Anche in casa Rivarossi le D.341 furono le prime motrici prodotte, nella versione della 1017 FIAT, e restarono a catalogo finché la casa comasca non cessò la produzione in N. Erano modelli molto belli che reggono bene l’ingrandimento fotografico.
Anche queste avevano un limite: la presa di corrente avviene, oltre che tramite ruote, tramite due “bottoni” metallici che strisciano sui binari e che possono provocare deragliamenti su scambi e incroci. Inoltre presentavano carrelli con il passo troppo corto,
Mettendo a confronto la Lima e la Rivarossi, si può notare l’errore dell’imperiale.
In anni successivi, Rivarossi fece una nuova edizione della motrice, caratterizzata da un diverso numero di serie (1035) e con la presenza del terzo faro centrale.
Per la D.341 di prima serie ci si poteva rivolgere al negozio Eden del Modellismo di Desenzano sul Garda (BS) che produceva artigianalmente una lastrina fotoincisa con la quale autocostruire la cassa della motrice.
Su base Rivarossi, Voltan realizzò una versione della D.341 di prima serie. Se ne parla in maggior dettaglio sul forum NParty (per l’accesso occorre essere iscritti al forum).
A partire dal lavoro di Voltan venne realizzato un modello da parte di Almamodels-Assoenne-Nparty, sia in resina che in metallo bianco.
Più di recente Pirata ha presentato (Hobbymodel Verona 2011) un prototipo (ancora senza scritte) di una D341 di 1^ serie con terzo faro.
La macchina è successivamente andata in produzione (al prezzo di 200€) sia con numerazione Fiat (1002), che Breda (2001). Il modello è in resina con dettagli in fotoincisione, ed è mosso da un motore a 5 poli e due volani di inerzia Atlas.
Nell’ambito degli accordi commerciali di Pirata, è messa a catalogo anche da Hobbytrain-Lemke come art. LC2005.
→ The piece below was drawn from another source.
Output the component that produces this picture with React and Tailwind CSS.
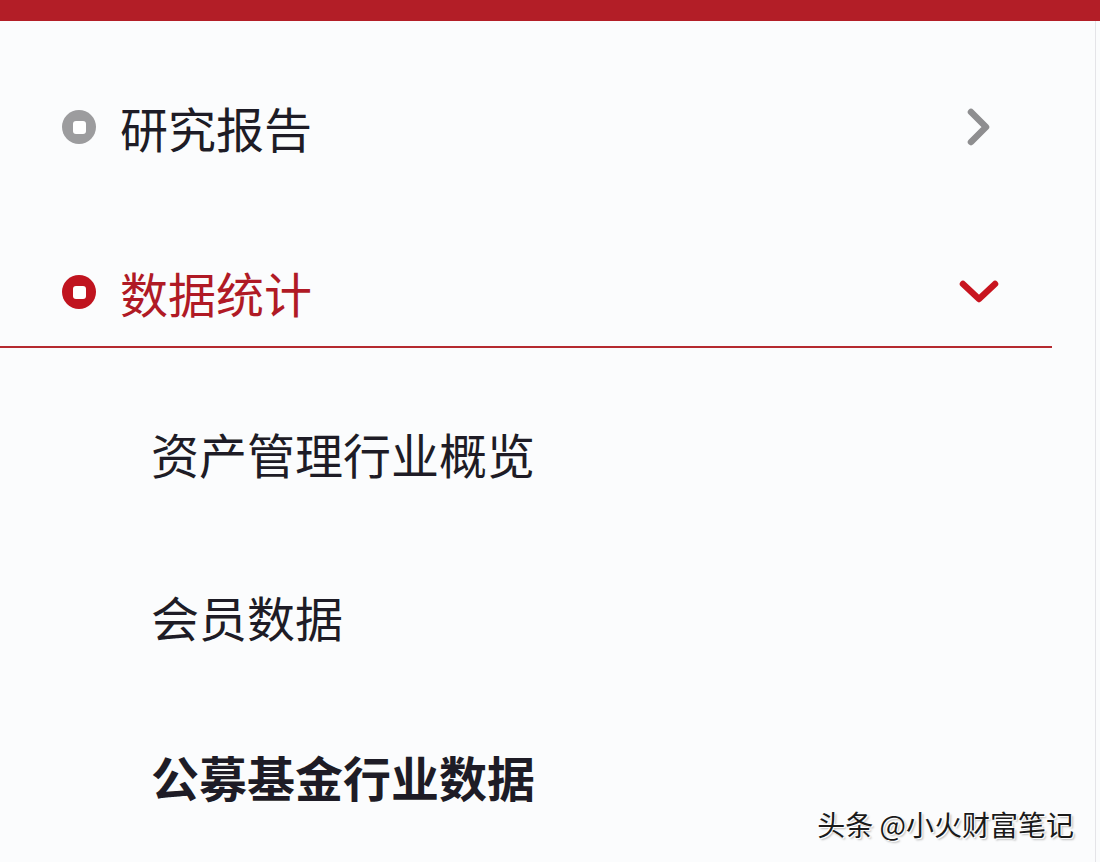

Della D.341 seconda serie esiste anche un modello di Giuseppe Borzellino (DANIfer) che era disponibile come elaborazione su base Rivarossi. Nel modello era rimosso il terzo faro, ed erano aggiunti corrimano e condotte con rimozione del gancio modellistico.
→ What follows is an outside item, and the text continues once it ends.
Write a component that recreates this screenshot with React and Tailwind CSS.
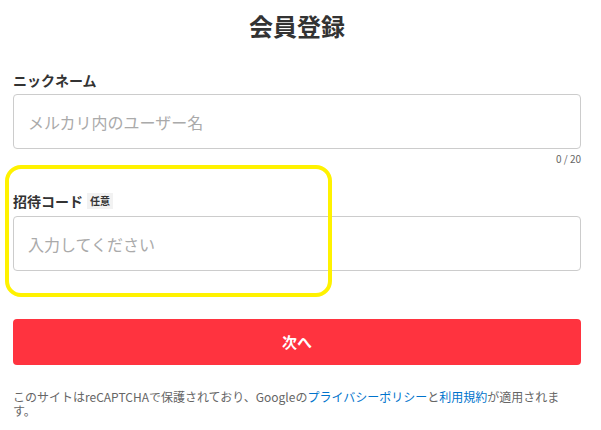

Si dice che il telaio della Pirata sia derivato dal modello della MP15 di Atlas (il motore è dichiarato essere Atlas dai Pirati).
Fatto sta che la EMD MP15 ha dimensioni e interperno identici a quelli delle D.341, ed anche il diametro delle ruote è quasi identico (1016 mm per la MP15 contro i 1040 mm della D.341).
Questo fatto può essere interessante par gli hobbisti, che possono utilizzare il telaio Atlas per rimotorizzare la propria Rivarossi.
Si può usare anche Baldwin VO 1000, sempre di Atlas – la questione è discussa sul Forum ASN.
Lineamodel ha in produzione, dal 2015, un telaio fresato con due carrelli motore in ottone fresato, progettato per rimotorizzare Le D.341 Lima e Rivarossi.
Infine, una piccola microelaborazione: un vomere che stampato su carta fotografica e ritagliato, può facilmente essere applicato sul frontale di una D.341. E’ scaricabile dal forum ASN.
Terminiamo segnalando la presenza di modelli Rivarossi di D.341 in altre livree: ne però parleremo in un’altra nota.